--- start ---

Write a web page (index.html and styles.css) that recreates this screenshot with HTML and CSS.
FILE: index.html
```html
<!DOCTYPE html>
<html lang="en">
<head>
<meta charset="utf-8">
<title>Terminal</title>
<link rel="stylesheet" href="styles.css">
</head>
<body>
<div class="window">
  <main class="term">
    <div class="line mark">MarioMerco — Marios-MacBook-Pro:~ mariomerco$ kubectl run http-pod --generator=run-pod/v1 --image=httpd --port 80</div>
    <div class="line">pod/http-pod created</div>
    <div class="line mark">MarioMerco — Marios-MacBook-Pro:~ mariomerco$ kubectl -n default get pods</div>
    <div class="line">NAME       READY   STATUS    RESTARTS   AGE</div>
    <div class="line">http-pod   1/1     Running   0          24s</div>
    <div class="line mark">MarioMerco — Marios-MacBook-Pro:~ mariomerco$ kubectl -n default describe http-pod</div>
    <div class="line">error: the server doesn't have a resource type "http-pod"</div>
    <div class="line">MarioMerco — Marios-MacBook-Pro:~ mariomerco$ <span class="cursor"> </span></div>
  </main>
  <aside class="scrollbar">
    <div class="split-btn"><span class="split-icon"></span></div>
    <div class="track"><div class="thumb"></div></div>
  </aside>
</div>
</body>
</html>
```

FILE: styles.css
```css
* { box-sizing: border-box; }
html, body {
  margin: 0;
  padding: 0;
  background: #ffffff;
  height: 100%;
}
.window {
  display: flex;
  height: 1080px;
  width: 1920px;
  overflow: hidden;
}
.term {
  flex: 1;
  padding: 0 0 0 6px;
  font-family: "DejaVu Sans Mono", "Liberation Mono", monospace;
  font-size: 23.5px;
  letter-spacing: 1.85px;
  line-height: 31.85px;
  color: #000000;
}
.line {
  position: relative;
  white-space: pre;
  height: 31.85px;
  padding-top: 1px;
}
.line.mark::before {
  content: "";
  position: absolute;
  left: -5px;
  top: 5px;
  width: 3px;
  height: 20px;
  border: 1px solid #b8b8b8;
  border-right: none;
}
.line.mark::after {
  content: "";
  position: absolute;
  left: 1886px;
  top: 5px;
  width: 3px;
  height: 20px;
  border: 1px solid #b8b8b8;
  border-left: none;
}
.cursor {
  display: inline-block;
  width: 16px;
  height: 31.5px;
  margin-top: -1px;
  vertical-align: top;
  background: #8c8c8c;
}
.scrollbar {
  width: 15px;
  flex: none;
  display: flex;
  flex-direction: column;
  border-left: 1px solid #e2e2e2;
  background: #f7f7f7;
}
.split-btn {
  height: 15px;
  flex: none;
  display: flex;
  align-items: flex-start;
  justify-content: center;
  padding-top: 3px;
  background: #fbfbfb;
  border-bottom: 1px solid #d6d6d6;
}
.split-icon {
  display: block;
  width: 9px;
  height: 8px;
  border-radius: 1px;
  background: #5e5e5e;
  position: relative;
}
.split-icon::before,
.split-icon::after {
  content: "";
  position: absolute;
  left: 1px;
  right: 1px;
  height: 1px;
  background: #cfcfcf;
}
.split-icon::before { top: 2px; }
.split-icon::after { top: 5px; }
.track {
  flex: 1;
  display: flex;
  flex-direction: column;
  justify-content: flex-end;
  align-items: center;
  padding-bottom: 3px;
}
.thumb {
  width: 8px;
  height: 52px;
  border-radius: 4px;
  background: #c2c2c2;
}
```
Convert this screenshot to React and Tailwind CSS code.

--- end ---

Reproduce each record exactly as it appears.

COMPLETE ANSWER:
Write a web page (index.html and styles.css) that recreates this screenshot with HTML and CSS.
FILE: index.html
```html
<!DOCTYPE html>
<html lang="en">
<head>
<meta charset="utf-8">
<title>Terminal</title>
<link rel="stylesheet" href="styles.css">
</head>
<body>
<div class="window">
  <main class="term">
    <div class="line mark">MarioMerco — Marios-MacBook-Pro:~ mariomerco$ kubectl run http-pod --generator=run-pod/v1 --image=httpd --port 80</div>
    <div class="line">pod/http-pod created</div>
    <div class="line mark">MarioMerco — Marios-MacBook-Pro:~ mariomerco$ kubectl -n default get pods</div>
    <div class="line">NAME       READY   STATUS    RESTARTS   AGE</div>
    <div class="line">http-pod   1/1     Running   0          24s</div>
    <div class="line mark">MarioMerco — Marios-MacBook-Pro:~ mariomerco$ kubectl -n default describe http-pod</div>
    <div class="line">error: the server doesn't have a resource type "http-pod"</div>
    <div class="line">MarioMerco — Marios-MacBook-Pro:~ mariomerco$ <span class="cursor"> </span></div>
  </main>
  <aside class="scrollbar">
    <div class="split-btn"><span class="split-icon"></span></div>
    <div class="track"><div class="thumb"></div></div>
  </aside>
</div>
</body>
</html>
```

FILE: styles.css
```css
* { box-sizing: border-box; }
html, body {
  margin: 0;
  padding: 0;
  background: #ffffff;
  height: 100%;
}
.window {
  display: flex;
  height: 1080px;
  width: 1920px;
  overflow: hidden;
}
.term {
  flex: 1;
  padding: 0 0 0 6px;
  font-family: "DejaVu Sans Mono", "Liberation Mono", monospace;
  font-size: 23.5px;
  letter-spacing: 1.85px;
  line-height: 31.85px;
  color: #000000;
}
.line {
  position: relative;
  white-space: pre;
  height: 31.85px;
  padding-top: 1px;
}
.line.mark::before {
  content: "";
  position: absolute;
  left: -5px;
  top: 5px;
  width: 3px;
  height: 20px;
  border: 1px solid #b8b8b8;
  border-right: none;
}
.line.mark::after {
  content: "";
  position: absolute;
  left: 1886px;
  top: 5px;
  width: 3px;
  height: 20px;
  border: 1px solid #b8b8b8;
  border-left: none;
}
.cursor {
  display: inline-block;
  width: 16px;
  height: 31.5px;
  margin-top: -1px;
  vertical-align: top;
  background: #8c8c8c;
}
.scrollbar {
  width: 15px;
  flex: none;
  display: flex;
  flex-direction: column;
  border-left: 1px solid #e2e2e2;
  background: #f7f7f7;
}
.split-btn {
  height: 15px;
  flex: none;
  display: flex;
  align-items: flex-start;
  justify-content: center;
  padding-top: 3px;
  background: #fbfbfb;
  border-bottom: 1px solid #d6d6d6;
}
.split-icon {
  display: block;
  width: 9px;
  height: 8px;
  border-radius: 1px;
  background: #5e5e5e;
  position: relative;
}
.split-icon::before,
.split-icon::after {
  content: "";
  position: absolute;
  left: 1px;
  right: 1px;
  height: 1px;
  background: #cfcfcf;
}
.split-icon::before { top: 2px; }
.split-icon::after { top: 5px; }
.track {
  flex: 1;
  display: flex;
  flex-direction: column;
  justify-content: flex-end;
  align-items: center;
  padding-bottom: 3px;
}
.thumb {
  width: 8px;
  height: 52px;
  border-radius: 4px;
  background: #c2c2c2;
}
```
Convert this screenshot to React and Tailwind CSS code.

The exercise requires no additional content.